### Exercise requirements
Produce an exact copy of the lines below that run from the line containing "Convert this screenshot" to the line containing "const ORANGE = '#e0993a';", inclusive; any picture is omitted.

Items listed in a dataset
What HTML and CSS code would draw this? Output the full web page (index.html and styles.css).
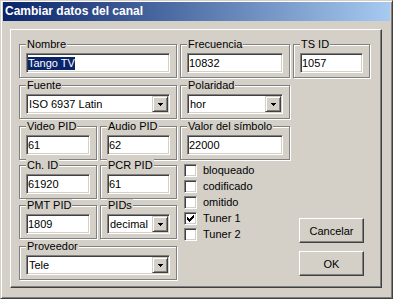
FILE: index.html
```html
<!DOCTYPE html>
<html lang="es">
<head>
    <meta charset="UTF-8">
    <meta name="viewport" content="width=device-width, initial-scale=1.0">
    <title>Cambiar datos del canal</title>
    <link rel="stylesheet" href="styles.css">
</head>
<body>
    <div class="window">
        <div class="titlebar">Cambiar datos del canal</div>

        <div class="panel">
            <div class="grid">
                <fieldset class="group area-nombre">
                    <legend>Nombre</legend>
                    <div class="field"><span class="selected">Tango TV</span></div>
                </fieldset>

                <fieldset class="group area-frec">
                    <legend>Frecuencia</legend>
                    <div class="field">10832</div>
                </fieldset>

                <fieldset class="group area-tsid">
                    <legend>TS ID</legend>
                    <div class="field">1057</div>
                </fieldset>

                <fieldset class="group area-fuente">
                    <legend>Fuente</legend>
                    <div class="combo">
                        <span class="combo-text">ISO 6937 Latin</span>
                        <span class="combo-btn"><svg width="5" height="3" viewBox="0 0 5 3"><path d="M0 0h5v1H0zM1 1h3v1H1zM2 2h1v1H2z" fill="#000"/></svg></span>
                    </div>
                </fieldset>

                <fieldset class="group area-pol">
                    <legend>Polaridad</legend>
                    <div class="combo">
                        <span class="combo-text">hor</span>
                        <span class="combo-btn"><svg width="5" height="3" viewBox="0 0 5 3"><path d="M0 0h5v1H0zM1 1h3v1H1zM2 2h1v1H2z" fill="#000"/></svg></span>
                    </div>
                </fieldset>

                <fieldset class="group area-video">
                    <legend>Video PID</legend>
                    <div class="field">61</div>
                </fieldset>

                <fieldset class="group area-audio">
                    <legend>Audio PID</legend>
                    <div class="field">62</div>
                </fieldset>

                <fieldset class="group area-valor">
                    <legend>Valor del símbolo</legend>
                    <div class="field">22000</div>
                </fieldset>

                <fieldset class="group area-chid">
                    <legend>Ch. ID</legend>
                    <div class="field">61920</div>
                </fieldset>

                <fieldset class="group area-pcr">
                    <legend>PCR PID</legend>
                    <div class="field">61</div>
                </fieldset>

                <fieldset class="group area-pmt">
                    <legend>PMT PID</legend>
                    <div class="field">1809</div>
                </fieldset>

                <fieldset class="group area-pids">
                    <legend>PIDs</legend>
                    <div class="combo">
                        <span class="combo-text">decimal</span>
                        <span class="combo-btn"><svg width="5" height="3" viewBox="0 0 5 3"><path d="M0 0h5v1H0zM1 1h3v1H1zM2 2h1v1H2z" fill="#000"/></svg></span>
                    </div>
                </fieldset>

                <fieldset class="group area-prov">
                    <legend>Proveedor</legend>
                    <div class="combo">
                        <span class="combo-text">Tele</span>
                        <span class="combo-btn"><svg width="5" height="3" viewBox="0 0 5 3"><path d="M0 0h5v1H0zM1 1h3v1H1zM2 2h1v1H2z" fill="#000"/></svg></span>
                    </div>
                </fieldset>

                <div class="checks">
                    <label class="check"><span class="box"></span>bloqueado</label>
                    <label class="check"><span class="box"></span>codificado</label>
                    <label class="check"><span class="box"></span>omitido</label>
                    <label class="check"><span class="box"><svg width="7" height="7" viewBox="0 0 7 7"><path d="M6 0h1v1H6zM5 1h2v1H5zM0 2h1v1H0zM4 2h3v1H4zM0 3h2v1H0zM3 3h3v1H3zM0 4h5v1H0zM1 5h3v1H1zM2 6h1v1H2z" fill="#000"/></svg></span>Tuner 1</label>
                    <label class="check"><span class="box"></span>Tuner 2</label>
                </div>

                <div class="buttons">
                    <button class="button">Cancelar</button>
                    <button class="button">OK</button>
                </div>
            </div>
        </div>
    </div>
</body>
</html>
```

FILE: styles.css
```css
* {
    box-sizing: border-box;
}

body {
    margin: 0;
    font-family: "Liberation Sans", Arial, sans-serif;
    font-size: 11px;
    color: #000;
    background-color: #d4d0c8;
}

.window {
    width: 393px;
    height: 299px;
    padding: 1px 2px 2px 2px;
    background-color: #d4d0c8;
    border: 1px solid;
    border-color: #d4d0c8 #404040 #404040 #d4d0c8;
    box-shadow: inset 1px 1px 0 #fff, inset -1px -1px 0 #808080;
}

.titlebar {
    height: 19px;
    padding-left: 2px;
    line-height: 19px;
    font-size: 12px;
    font-weight: bold;
    color: #fff;
    background: linear-gradient(to right, #0a246a, #a6caf0);
}

.panel {
    width: 372px;
    height: 259px;
    margin: 8px 0 0 7px;
    padding: 8px;
    border: 1px solid;
    border-color: #fff #404040 #404040 #fff;
    box-shadow: inset -1px -1px 0 #808080;
}

.grid {
    display: grid;
    grid-template-columns: 78px 77px 110px 77px;
    grid-template-rows: 41px 41px 39px 40px 41px 38px;
    column-gap: 3px;
    grid-template-areas:
        "nombre nombre frec tsid"
        "fuente fuente pol ."
        "video audio valor ."
        "chid pcr checks buttons"
        "pmt pids checks buttons"
        "prov prov checks buttons";
}

.area-nombre { grid-area: nombre; }
.area-frec { grid-area: frec; }
.area-tsid { grid-area: tsid; }
.area-fuente { grid-area: fuente; }
.area-pol { grid-area: pol; }
.area-video { grid-area: video; }
.area-audio { grid-area: audio; }
.area-valor { grid-area: valor; }
.area-chid { grid-area: chid; }
.area-pcr { grid-area: pcr; }
.area-pmt { grid-area: pmt; }
.area-pids { grid-area: pids; }
.area-prov { grid-area: prov; }

/* etched group box */
.group {
    align-self: start;
    min-width: 0;
    margin: 0;
    padding: 2px 6px 4px;
    border: 1px solid #808080;
    box-shadow: inset 1px 1px 0 #fff, 1px 1px 0 #fff;
}

.group legend {
    padding: 0 1px;
    line-height: 13px;
    background-color: #d4d0c8;
}

/* sunken edit box */
.field,
.combo {
    height: 20px;
    background-color: #fff;
    border: 1px solid;
    border-color: #808080 #fff #fff #808080;
    box-shadow: inset 1px 1px 0 #404040, inset -1px -1px 0 #d4d0c8;
}

.field {
    padding: 3px 1px 0;
    line-height: 13px;
    white-space: nowrap;
}

.selected {
    display: inline-block;
    color: #fff;
    background-color: #0a246a;
}

.combo {
    display: flex;
    padding: 1px;
}

.combo-text {
    flex: 1;
    padding-left: 1px;
    line-height: 16px;
    white-space: nowrap;
}

.combo-btn {
    display: flex;
    align-items: center;
    justify-content: center;
    width: 16px;
    height: 16px;
    padding-top: 1px;
    background-color: #d4d0c8;
    border: 1px solid;
    border-color: #d4d0c8 #404040 #404040 #d4d0c8;
    box-shadow: inset 1px 1px 0 #fff, inset -1px -1px 0 #808080;
}

.checks {
    grid-area: checks;
    display: flex;
    flex-direction: column;
    gap: 3px;
    padding: 5px 0 0 4px;
}

.check {
    display: flex;
    align-items: center;
    gap: 6px;
    height: 13px;
    line-height: 13px;
}

.box {
    display: flex;
    align-items: center;
    justify-content: center;
    width: 13px;
    height: 13px;
    background-color: #fff;
    border: 1px solid;
    border-color: #808080 #fff #fff #808080;
    box-shadow: inset 1px 1px 0 #404040, inset -1px -1px 0 #d4d0c8;
}

.buttons {
    grid-area: buttons;
    display: flex;
    flex-direction: column;
    justify-content: flex-end;
    align-items: center;
    gap: 8px;
    padding-bottom: 2px;
}

.button {
    width: 65px;
    height: 25px;
    padding: 0;
    font: inherit;
    color: #000;
    background-color: #d4d0c8;
    border: 1px solid;
    border-color: #fff #404040 #404040 #fff;
    box-shadow: inset -1px -1px 0 #808080;
}
```
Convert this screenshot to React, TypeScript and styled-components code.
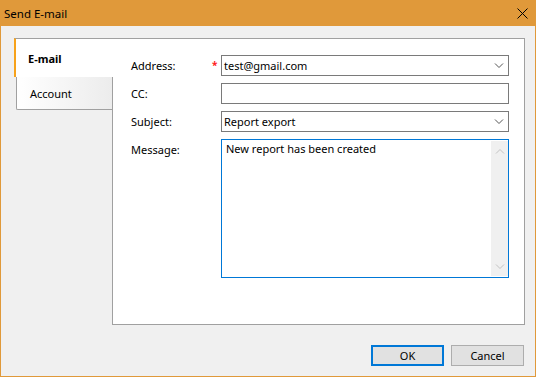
import React from 'react';
import styled, { createGlobalStyle } from 'styled-components';

const GlobalStyle = createGlobalStyle`
    html, body {
        margin: 0;
        padding: 0;
        background: #f0f0f0;
    }
    body {
        font-family: "Noto Sans", "Liberation Sans", sans-serif;
        font-size: 11px;
        color: #000;
    }
`;

const ORANGE = '#e0993a';

const Chevron = ({ up, color = '#555' }: { up?: boolean; color?: string }) => (
    <svg width="10" height="6" viewBox="0 0 10 6">
        <path
            d={up ? 'M1 5.5 L5 1.5 L9 5.5' : 'M1 0.5 L5 4.5 L9 0.5'}
            fill="none"
            stroke={color}
            strokeWidth="1"
        />
    </svg>
);

export default function App() {
    return (
        <>
            <GlobalStyle />
            <Window>
                <TitleBar>
                    <Title>Send E-mail</Title>
                    <CloseButton>
                        <svg width="11" height="11" viewBox="0 0 11 11">
                            <path d="M0.5 0.5 L10.5 10.5 M10.5 0.5 L0.5 10.5" stroke="#000" strokeWidth="1" />
                        </svg>
                    </CloseButton>
                </TitleBar>
                <Body>
                    <Content>
                        <Tabs>
                            <Tab active>E-mail</Tab>
                            <Tab>Account</Tab>
                        </Tabs>
                        <Panel>
                            <Form>
                                <Label>Address:</Label>
                                <Required>*</Required>
                                <Field>
                                    <FieldText>test@gmail.com</FieldText>
                                    <Chevron />
                                </Field>

                                <Label>CC:</Label>
                                <span />
                                <Field />

                                <Label>Subject:</Label>
                                <span />
                                <Field>
                                    <FieldText>Report export</FieldText>
                                    <Chevron />
                                </Field>

                                <Label top>Message:</Label>
                                <span />
                                <MessageBox>
                                    <MessageText>New report has been created</MessageText>
                                    <ScrollBar>
                                        <Chevron up color="#c2c2c2" />
                                        <Chevron color="#c2c2c2" />
                                    </ScrollBar>
                                </MessageBox>
                            </Form>
                        </Panel>
                    </Content>
                    <Footer>
                        <Button primary>OK</Button>
                        <Button>Cancel</Button>
                    </Footer>
                </Body>
            </Window>
        </>
    );
}

const Window = styled.div`
    width: 536px;
    height: 377px;
    box-sizing: border-box;
    display: flex;
    flex-direction: column;
    border: 1px solid ${ORANGE};
    border-top: none;
    background: #f0f0f0;
`;

const TitleBar = styled.div`
    height: 26px;
    margin: 0 -1px;
    background: ${ORANGE};
    display: flex;
    align-items: center;
    justify-content: space-between;
    padding: 0 0 0 4px;
`;

const Title = styled.span`
    font-size: 11.5px;
    color: #000;
`;

const CloseButton = styled.div`
    width: 46px;
    height: 26px;
    display: flex;
    align-items: center;
    justify-content: center;
    margin-right: -9px;
`;

const Body = styled.div`
    flex: 1;
    display: flex;
    flex-direction: column;
    padding: 12px 10px 0 13px;
`;

const Content = styled.div`
    display: flex;
    height: 287px;
`;

const Tabs = styled.div`
    width: 99px;
    margin-right: -1px;
    display: flex;
    flex-direction: column;
    position: relative;
    z-index: 1;
`;

const Tab = styled.div<{ active?: boolean }>`
    box-sizing: border-box;
    display: flex;
    align-items: center;
    ${(p) =>
        p.active
            ? `
        height: 39px;
        padding-left: 12px;
        background: #fff;
        border-top: 1px solid #a0a0a0;
        border-left: 2px solid #f7a21b;
        font-weight: bold;
    `
            : `
        height: 33px;
        margin-left: 2px;
        margin-right: 1px;
        padding-left: 13px;
        background: linear-gradient(to right, #ffffff, #ececec);
        border-left: 1px solid #a0a0a0;
        border-bottom: 1px solid #a0a0a0;
        border-bottom-left-radius: 2px;
    `}
`;

const Panel = styled.div`
    flex: 1;
    background: #fff;
    border: 1px solid #a0a0a0;
    padding: 16px 15px 0 18px;
`;

const Form = styled.div`
    display: grid;
    grid-template-columns: 81px 9px 1fr;
    grid-template-rows: 21px 21px 21px 139px;
    row-gap: 7px;
`;

const Label = styled.div<{ top?: boolean }>`
    display: flex;
    align-items: ${(p) => (p.top ? 'flex-start' : 'center')};
    padding-top: ${(p) => (p.top ? '3px' : '0')};
`;

const Required = styled.span`
    color: #ff2020;
    font-size: 10px;
    font-weight: bold;
    line-height: 1;
    padding-top: 5px;
`;

const Field = styled.div`
    box-sizing: border-box;
    height: 21px;
    border: 1px solid #7a7a7a;
    display: flex;
    align-items: center;
    justify-content: space-between;
    padding: 0 4px 0 2px;
`;

const FieldText = styled.span`
    white-space: nowrap;
`;

const MessageBox = styled.div`
    box-sizing: border-box;
    border: 1px solid #0078d7;
    display: flex;
    padding: 1px 0 1px 4px;
`;

const MessageText = styled.div`
    flex: 1;
    line-height: 16px;
`;

const ScrollBar = styled.div`
    width: 17px;
    background: #f0f0f0;
    display: flex;
    flex-direction: column;
    align-items: center;
    justify-content: space-between;
    padding: 7px 0 6px;
`;

const Footer = styled.div`
    display: flex;
    justify-content: flex-end;
    gap: 7px;
    margin-top: 20px;
    padding-right: 1px;
`;

const Button = styled.div<{ primary?: boolean }>`
    box-sizing: border-box;
    width: 73px;
    height: 21px;
    display: flex;
    align-items: center;
    justify-content: center;
    background: #e1e1e1;
    border: ${(p) => (p.primary ? '2px solid #0078d7' : '1px solid #adadad')};
`;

### Written solution
Convert this screenshot to React, TypeScript and styled-components code.
import React from 'react';
import styled, { createGlobalStyle } from 'styled-components';

const GlobalStyle = createGlobalStyle`
    html, body {
        margin: 0;
        padding: 0;
        background: #f0f0f0;
    }
    body {
        font-family: "Noto Sans", "Liberation Sans", sans-serif;
        font-size: 11px;
        color: #000;
    }
`;

const ORANGE = '#e0993a';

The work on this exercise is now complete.